In a joint statement from the United States and the 13 chairs of E.U.’s foreign affairs committees and drawn from 11 EU member states, including Germany, Sweden, Ukraine, the United Kingdom and France, said they ‘stood firm with Lithuania.’

“We, the Chairs of the Foreign Affairs Committees, strongly condemn the political, diplomatic and economic pressure of the People’s republic of China on Lithuania. The interference in the internal affairs of a European Union and NATO state are neither welcome nor appropriate,” the statement read.

They also urged Lithuania to maintain its current course in rejecting China’s behaviour.

Despite the immediate economic threat posed by the CCP, the Australian Government remains optimistic in the longer term, with Frydenberg telling the Forum that the economic impact of CCP coercion had been ‘modest.’

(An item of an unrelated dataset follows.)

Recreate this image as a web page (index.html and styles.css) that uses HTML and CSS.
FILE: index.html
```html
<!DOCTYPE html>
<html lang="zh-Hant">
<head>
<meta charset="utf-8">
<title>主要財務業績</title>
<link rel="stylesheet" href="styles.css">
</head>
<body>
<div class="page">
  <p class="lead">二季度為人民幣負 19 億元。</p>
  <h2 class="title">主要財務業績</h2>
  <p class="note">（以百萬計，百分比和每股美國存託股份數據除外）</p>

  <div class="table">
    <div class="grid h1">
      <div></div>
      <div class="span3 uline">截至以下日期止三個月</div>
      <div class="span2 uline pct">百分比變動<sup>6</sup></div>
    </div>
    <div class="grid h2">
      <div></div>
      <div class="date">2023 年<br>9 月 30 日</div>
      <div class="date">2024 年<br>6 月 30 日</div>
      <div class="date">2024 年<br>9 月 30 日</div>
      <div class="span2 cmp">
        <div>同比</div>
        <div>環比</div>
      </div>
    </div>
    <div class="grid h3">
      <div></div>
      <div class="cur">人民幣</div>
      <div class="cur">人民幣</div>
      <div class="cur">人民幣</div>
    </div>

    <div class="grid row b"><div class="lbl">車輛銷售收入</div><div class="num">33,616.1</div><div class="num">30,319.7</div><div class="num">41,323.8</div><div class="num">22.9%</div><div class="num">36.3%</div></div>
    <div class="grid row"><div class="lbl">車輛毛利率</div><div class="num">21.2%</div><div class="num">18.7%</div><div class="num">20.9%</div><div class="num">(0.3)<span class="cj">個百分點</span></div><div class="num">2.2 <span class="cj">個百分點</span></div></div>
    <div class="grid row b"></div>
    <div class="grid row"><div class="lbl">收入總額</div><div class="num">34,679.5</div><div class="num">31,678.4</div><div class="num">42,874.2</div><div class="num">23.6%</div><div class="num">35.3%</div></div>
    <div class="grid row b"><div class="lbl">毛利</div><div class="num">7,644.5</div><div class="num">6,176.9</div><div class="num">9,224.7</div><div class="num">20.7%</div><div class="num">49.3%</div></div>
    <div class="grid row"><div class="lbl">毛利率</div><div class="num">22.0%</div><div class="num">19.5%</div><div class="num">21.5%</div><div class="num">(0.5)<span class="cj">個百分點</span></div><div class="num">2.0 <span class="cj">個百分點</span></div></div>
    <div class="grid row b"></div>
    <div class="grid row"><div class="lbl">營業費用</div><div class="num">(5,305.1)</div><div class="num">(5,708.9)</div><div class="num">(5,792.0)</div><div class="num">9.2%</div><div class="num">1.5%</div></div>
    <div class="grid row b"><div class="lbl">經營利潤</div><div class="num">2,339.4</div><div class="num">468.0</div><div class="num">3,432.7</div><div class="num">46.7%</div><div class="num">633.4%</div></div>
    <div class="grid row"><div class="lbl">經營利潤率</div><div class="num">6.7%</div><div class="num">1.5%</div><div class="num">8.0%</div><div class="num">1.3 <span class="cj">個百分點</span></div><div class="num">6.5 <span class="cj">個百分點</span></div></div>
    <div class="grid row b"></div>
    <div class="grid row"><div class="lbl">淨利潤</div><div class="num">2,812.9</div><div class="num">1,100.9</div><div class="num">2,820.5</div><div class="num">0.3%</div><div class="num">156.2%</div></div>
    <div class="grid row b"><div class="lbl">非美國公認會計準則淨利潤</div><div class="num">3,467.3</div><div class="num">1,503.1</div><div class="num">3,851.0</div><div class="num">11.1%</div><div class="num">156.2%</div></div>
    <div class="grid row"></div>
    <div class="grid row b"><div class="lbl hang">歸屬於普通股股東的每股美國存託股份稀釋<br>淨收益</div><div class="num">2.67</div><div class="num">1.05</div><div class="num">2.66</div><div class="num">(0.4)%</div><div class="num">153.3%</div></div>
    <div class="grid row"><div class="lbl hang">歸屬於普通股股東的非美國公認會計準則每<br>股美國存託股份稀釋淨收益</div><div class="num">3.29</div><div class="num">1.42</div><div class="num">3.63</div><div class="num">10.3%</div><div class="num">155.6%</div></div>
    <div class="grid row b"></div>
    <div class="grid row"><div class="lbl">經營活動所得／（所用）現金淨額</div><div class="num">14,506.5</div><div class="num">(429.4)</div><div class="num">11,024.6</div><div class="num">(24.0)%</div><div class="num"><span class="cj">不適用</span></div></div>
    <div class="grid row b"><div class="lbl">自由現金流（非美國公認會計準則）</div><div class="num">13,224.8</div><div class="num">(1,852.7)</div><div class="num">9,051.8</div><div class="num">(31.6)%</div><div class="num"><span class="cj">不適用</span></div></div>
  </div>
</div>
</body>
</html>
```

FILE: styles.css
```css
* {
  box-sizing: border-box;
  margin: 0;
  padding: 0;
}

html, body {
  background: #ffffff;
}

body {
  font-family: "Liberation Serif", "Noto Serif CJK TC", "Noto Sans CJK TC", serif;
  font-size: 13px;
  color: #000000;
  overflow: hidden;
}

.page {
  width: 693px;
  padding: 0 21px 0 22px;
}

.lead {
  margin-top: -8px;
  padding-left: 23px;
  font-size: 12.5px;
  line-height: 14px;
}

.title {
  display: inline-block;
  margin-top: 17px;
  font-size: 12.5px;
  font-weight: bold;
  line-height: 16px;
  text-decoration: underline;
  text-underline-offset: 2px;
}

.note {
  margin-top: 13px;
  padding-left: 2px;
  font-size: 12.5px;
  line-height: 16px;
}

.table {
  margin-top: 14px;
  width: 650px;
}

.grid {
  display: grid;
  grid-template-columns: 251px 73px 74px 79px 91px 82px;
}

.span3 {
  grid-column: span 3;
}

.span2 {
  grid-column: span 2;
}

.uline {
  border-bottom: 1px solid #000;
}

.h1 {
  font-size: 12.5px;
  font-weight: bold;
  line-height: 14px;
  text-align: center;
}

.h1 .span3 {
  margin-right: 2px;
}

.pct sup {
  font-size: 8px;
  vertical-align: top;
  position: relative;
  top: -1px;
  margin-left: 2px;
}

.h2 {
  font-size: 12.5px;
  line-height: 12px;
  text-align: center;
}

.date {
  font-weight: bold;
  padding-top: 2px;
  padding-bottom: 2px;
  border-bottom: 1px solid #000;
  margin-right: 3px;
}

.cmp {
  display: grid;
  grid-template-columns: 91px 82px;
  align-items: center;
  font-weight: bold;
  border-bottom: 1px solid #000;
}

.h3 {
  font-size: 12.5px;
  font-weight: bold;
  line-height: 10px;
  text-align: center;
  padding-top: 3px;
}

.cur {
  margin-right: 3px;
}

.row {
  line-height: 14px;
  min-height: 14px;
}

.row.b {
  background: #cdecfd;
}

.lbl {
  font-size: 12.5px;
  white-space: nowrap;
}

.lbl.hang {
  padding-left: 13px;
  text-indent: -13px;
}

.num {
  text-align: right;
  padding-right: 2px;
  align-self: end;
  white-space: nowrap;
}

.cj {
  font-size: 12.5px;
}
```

The treasurer put this down to Australian exporters finding alternative markets in South Asia and worldwide, which he said were increasingly hungry for Australian goods.

Frydenberg also urged businesses to ‘diversify their markets, and not overly rely on any one country’, pledging government would help businesses ‘diversify and adapt to this new environment’.

However, Frydenberg speech has faced criticism with Australia China Business Council Board Member Daryl Guppy in an opinion piece for CTGN calling the treasurer’s calls for diversification wishful thinking.

Guppy said that while ‘some industries have been able to find substitute markets for those lost in China, “many businesses have not.”